%%
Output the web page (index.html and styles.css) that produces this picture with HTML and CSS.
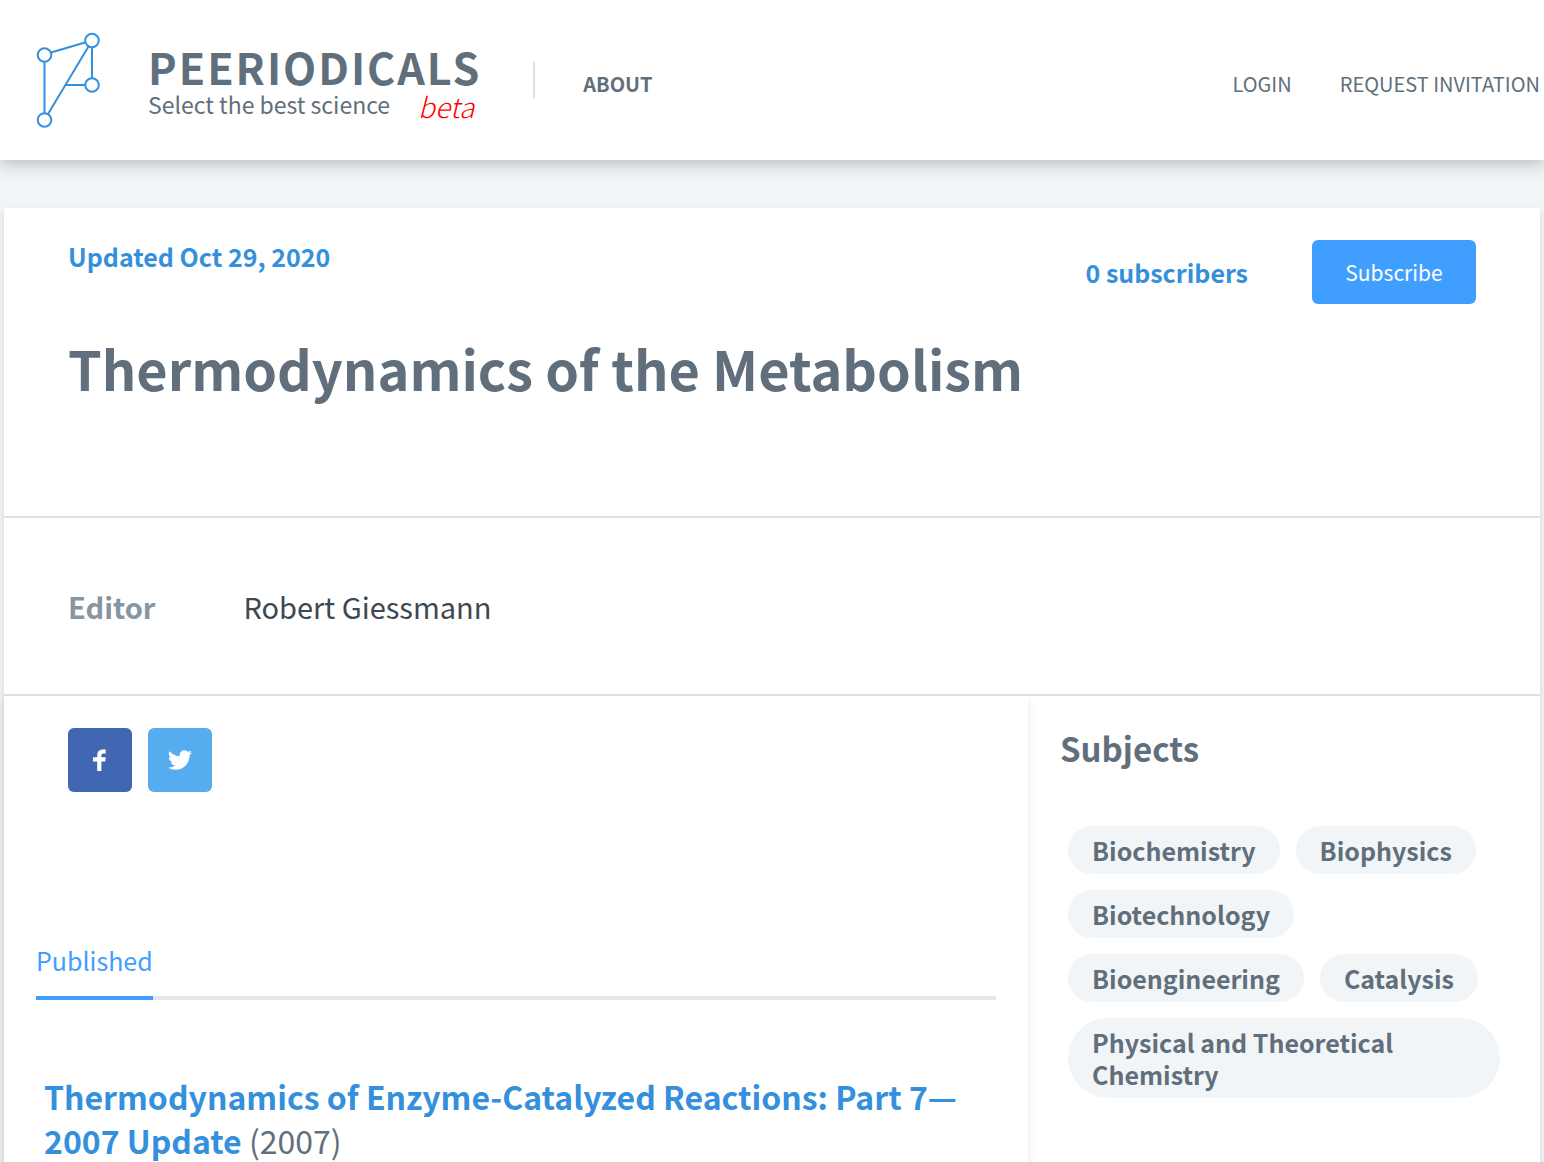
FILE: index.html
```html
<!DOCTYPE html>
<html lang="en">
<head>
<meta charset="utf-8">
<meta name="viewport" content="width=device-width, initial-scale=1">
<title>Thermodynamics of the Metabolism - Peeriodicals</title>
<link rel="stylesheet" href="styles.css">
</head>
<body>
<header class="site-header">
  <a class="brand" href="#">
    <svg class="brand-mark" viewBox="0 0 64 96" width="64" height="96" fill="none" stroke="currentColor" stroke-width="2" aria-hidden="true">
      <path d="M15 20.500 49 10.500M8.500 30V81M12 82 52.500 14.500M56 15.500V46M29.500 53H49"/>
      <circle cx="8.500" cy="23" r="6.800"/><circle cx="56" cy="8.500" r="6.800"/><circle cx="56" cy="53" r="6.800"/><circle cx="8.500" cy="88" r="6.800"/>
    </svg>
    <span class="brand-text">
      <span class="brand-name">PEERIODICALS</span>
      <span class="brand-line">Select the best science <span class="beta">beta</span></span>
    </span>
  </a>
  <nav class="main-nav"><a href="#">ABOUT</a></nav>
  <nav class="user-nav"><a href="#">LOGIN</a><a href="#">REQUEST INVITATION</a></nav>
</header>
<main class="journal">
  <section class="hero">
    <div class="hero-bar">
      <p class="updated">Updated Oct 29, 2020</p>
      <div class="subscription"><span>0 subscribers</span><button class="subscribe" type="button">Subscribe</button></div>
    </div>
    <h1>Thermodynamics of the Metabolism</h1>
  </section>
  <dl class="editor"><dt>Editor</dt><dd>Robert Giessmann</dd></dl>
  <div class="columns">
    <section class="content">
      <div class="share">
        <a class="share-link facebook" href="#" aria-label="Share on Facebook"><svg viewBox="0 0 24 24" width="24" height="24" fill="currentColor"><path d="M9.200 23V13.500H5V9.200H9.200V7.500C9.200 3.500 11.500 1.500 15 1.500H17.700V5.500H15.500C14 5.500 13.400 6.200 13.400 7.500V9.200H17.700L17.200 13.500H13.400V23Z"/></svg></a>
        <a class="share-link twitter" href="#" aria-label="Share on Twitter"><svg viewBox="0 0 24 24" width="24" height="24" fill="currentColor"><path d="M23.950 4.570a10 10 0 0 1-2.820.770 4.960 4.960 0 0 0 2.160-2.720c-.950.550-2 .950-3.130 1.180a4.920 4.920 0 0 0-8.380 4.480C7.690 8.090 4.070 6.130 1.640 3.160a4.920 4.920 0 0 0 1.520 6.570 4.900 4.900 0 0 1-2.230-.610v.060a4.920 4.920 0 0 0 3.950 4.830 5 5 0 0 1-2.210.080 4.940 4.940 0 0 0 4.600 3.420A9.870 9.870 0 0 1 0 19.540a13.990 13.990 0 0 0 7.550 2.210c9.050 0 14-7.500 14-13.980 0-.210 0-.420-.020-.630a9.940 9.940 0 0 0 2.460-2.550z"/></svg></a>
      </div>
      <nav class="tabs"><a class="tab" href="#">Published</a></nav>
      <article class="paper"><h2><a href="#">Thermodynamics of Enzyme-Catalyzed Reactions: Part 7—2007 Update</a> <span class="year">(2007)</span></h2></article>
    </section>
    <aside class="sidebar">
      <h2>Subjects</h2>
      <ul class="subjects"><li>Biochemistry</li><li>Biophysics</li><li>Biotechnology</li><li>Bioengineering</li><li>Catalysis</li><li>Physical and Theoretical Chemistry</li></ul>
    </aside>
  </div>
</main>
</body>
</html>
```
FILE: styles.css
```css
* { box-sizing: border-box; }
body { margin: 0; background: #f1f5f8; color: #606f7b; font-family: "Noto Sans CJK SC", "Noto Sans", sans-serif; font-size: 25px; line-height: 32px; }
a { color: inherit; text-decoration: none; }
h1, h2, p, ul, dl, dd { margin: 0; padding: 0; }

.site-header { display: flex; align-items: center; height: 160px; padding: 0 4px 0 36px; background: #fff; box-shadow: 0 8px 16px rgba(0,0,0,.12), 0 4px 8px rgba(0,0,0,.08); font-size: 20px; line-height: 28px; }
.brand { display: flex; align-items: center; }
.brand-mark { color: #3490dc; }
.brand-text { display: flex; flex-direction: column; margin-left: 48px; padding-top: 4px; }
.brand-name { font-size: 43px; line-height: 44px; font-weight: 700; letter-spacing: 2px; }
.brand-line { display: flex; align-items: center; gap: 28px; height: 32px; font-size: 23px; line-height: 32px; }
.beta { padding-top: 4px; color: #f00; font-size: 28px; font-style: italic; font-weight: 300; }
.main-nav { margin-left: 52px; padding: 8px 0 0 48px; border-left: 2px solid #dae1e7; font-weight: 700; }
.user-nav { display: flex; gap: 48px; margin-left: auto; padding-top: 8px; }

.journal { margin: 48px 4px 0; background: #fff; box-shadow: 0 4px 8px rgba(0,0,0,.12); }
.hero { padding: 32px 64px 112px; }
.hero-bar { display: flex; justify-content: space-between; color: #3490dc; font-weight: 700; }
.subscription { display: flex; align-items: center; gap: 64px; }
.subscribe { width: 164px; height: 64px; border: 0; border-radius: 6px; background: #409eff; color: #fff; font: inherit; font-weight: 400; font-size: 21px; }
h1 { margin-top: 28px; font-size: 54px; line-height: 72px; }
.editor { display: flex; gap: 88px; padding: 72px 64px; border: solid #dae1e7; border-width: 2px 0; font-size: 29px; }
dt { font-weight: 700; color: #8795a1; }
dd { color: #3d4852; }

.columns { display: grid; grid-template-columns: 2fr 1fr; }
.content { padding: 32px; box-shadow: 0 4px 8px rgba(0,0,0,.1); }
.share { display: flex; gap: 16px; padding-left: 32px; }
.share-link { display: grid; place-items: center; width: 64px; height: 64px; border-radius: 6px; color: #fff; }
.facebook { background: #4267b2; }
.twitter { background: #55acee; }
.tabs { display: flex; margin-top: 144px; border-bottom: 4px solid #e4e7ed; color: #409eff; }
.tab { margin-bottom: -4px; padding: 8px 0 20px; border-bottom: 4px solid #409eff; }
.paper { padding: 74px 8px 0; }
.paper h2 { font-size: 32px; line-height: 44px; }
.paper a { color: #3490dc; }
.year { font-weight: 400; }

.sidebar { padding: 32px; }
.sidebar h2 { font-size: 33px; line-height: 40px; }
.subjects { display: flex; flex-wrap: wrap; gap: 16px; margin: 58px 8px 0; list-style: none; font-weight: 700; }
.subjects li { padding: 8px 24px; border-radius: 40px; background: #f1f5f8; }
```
%%
Copy the material shown above in full and exactly. Skip the pictures.

Output the web page (index.html and styles.css) that produces this picture with HTML and CSS.
FILE: index.html
```html
<!DOCTYPE html>
<html lang="en">
<head>
<meta charset="utf-8">
<meta name="viewport" content="width=device-width, initial-scale=1">
<title>Thermodynamics of the Metabolism - Peeriodicals</title>
<link rel="stylesheet" href="styles.css">
</head>
<body>
<header class="site-header">
  <a class="brand" href="#">
    <svg class="brand-mark" viewBox="0 0 64 96" width="64" height="96" fill="none" stroke="currentColor" stroke-width="2" aria-hidden="true">
      <path d="M15 20.500 49 10.500M8.500 30V81M12 82 52.500 14.500M56 15.500V46M29.500 53H49"/>
      <circle cx="8.500" cy="23" r="6.800"/><circle cx="56" cy="8.500" r="6.800"/><circle cx="56" cy="53" r="6.800"/><circle cx="8.500" cy="88" r="6.800"/>
    </svg>
    <span class="brand-text">
      <span class="brand-name">PEERIODICALS</span>
      <span class="brand-line">Select the best science <span class="beta">beta</span></span>
    </span>
  </a>
  <nav class="main-nav"><a href="#">ABOUT</a></nav>
  <nav class="user-nav"><a href="#">LOGIN</a><a href="#">REQUEST INVITATION</a></nav>
</header>
<main class="journal">
  <section class="hero">
    <div class="hero-bar">
      <p class="updated">Updated Oct 29, 2020</p>
      <div class="subscription"><span>0 subscribers</span><button class="subscribe" type="button">Subscribe</button></div>
    </div>
    <h1>Thermodynamics of the Metabolism</h1>
  </section>
  <dl class="editor"><dt>Editor</dt><dd>Robert Giessmann</dd></dl>
  <div class="columns">
    <section class="content">
      <div class="share">
        <a class="share-link facebook" href="#" aria-label="Share on Facebook"><svg viewBox="0 0 24 24" width="24" height="24" fill="currentColor"><path d="M9.200 23V13.500H5V9.200H9.200V7.500C9.200 3.500 11.500 1.500 15 1.500H17.700V5.500H15.500C14 5.500 13.400 6.200 13.400 7.500V9.200H17.700L17.200 13.500H13.400V23Z"/></svg></a>
        <a class="share-link twitter" href="#" aria-label="Share on Twitter"><svg viewBox="0 0 24 24" width="24" height="24" fill="currentColor"><path d="M23.950 4.570a10 10 0 0 1-2.820.770 4.960 4.960 0 0 0 2.160-2.720c-.950.550-2 .950-3.130 1.180a4.920 4.920 0 0 0-8.380 4.480C7.690 8.090 4.070 6.130 1.640 3.160a4.920 4.920 0 0 0 1.520 6.570 4.900 4.900 0 0 1-2.230-.610v.060a4.920 4.920 0 0 0 3.950 4.830 5 5 0 0 1-2.210.080 4.940 4.940 0 0 0 4.600 3.420A9.870 9.870 0 0 1 0 19.540a13.990 13.990 0 0 0 7.550 2.210c9.050 0 14-7.500 14-13.980 0-.210 0-.420-.020-.630a9.940 9.940 0 0 0 2.460-2.550z"/></svg></a>
      </div>
      <nav class="tabs"><a class="tab" href="#">Published</a></nav>
      <article class="paper"><h2><a href="#">Thermodynamics of Enzyme-Catalyzed Reactions: Part 7—2007 Update</a> <span class="year">(2007)</span></h2></article>
    </section>
    <aside class="sidebar">
      <h2>Subjects</h2>
      <ul class="subjects"><li>Biochemistry</li><li>Biophysics</li><li>Biotechnology</li><li>Bioengineering</li><li>Catalysis</li><li>Physical and Theoretical Chemistry</li></ul>
    </aside>
  </div>
</main>
</body>
</html>
```
FILE: styles.css
```css
* { box-sizing: border-box; }
body { margin: 0; background: #f1f5f8; color: #606f7b; font-family: "Noto Sans CJK SC", "Noto Sans", sans-serif; font-size: 25px; line-height: 32px; }
a { color: inherit; text-decoration: none; }
h1, h2, p, ul, dl, dd { margin: 0; padding: 0; }

.site-header { display: flex; align-items: center; height: 160px; padding: 0 4px 0 36px; background: #fff; box-shadow: 0 8px 16px rgba(0,0,0,.12), 0 4px 8px rgba(0,0,0,.08); font-size: 20px; line-height: 28px; }
.brand { display: flex; align-items: center; }
.brand-mark { color: #3490dc; }
.brand-text { display: flex; flex-direction: column; margin-left: 48px; padding-top: 4px; }
.brand-name { font-size: 43px; line-height: 44px; font-weight: 700; letter-spacing: 2px; }
.brand-line { display: flex; align-items: center; gap: 28px; height: 32px; font-size: 23px; line-height: 32px; }
.beta { padding-top: 4px; color: #f00; font-size: 28px; font-style: italic; font-weight: 300; }
.main-nav { margin-left: 52px; padding: 8px 0 0 48px; border-left: 2px solid #dae1e7; font-weight: 700; }
.user-nav { display: flex; gap: 48px; margin-left: auto; padding-top: 8px; }

.journal { margin: 48px 4px 0; background: #fff; box-shadow: 0 4px 8px rgba(0,0,0,.12); }
.hero { padding: 32px 64px 112px; }
.hero-bar { display: flex; justify-content: space-between; color: #3490dc; font-weight: 700; }
.subscription { display: flex; align-items: center; gap: 64px; }
.subscribe { width: 164px; height: 64px; border: 0; border-radius: 6px; background: #409eff; color: #fff; font: inherit; font-weight: 400; font-size: 21px; }
h1 { margin-top: 28px; font-size: 54px; line-height: 72px; }
.editor { display: flex; gap: 88px; padding: 72px 64px; border: solid #dae1e7; border-width: 2px 0; font-size: 29px; }
dt { font-weight: 700; color: #8795a1; }
dd { color: #3d4852; }

.columns { display: grid; grid-template-columns: 2fr 1fr; }
.content { padding: 32px; box-shadow: 0 4px 8px rgba(0,0,0,.1); }
.share { display: flex; gap: 16px; padding-left: 32px; }
.share-link { display: grid; place-items: center; width: 64px; height: 64px; border-radius: 6px; color: #fff; }
.facebook { background: #4267b2; }
.twitter { background: #55acee; }
.tabs { display: flex; margin-top: 144px; border-bottom: 4px solid #e4e7ed; color: #409eff; }
.tab { margin-bottom: -4px; padding: 8px 0 20px; border-bottom: 4px solid #409eff; }
.paper { padding: 74px 8px 0; }
.paper h2 { font-size: 32px; line-height: 44px; }
.paper a { color: #3490dc; }
.year { font-weight: 400; }

.sidebar { padding: 32px; }
.sidebar h2 { font-size: 33px; line-height: 40px; }
.subjects { display: flex; flex-wrap: wrap; gap: 16px; margin: 58px 8px 0; list-style: none; font-weight: 700; }
.subjects li { padding: 8px 24px; border-radius: 40px; background: #f1f5f8; }
```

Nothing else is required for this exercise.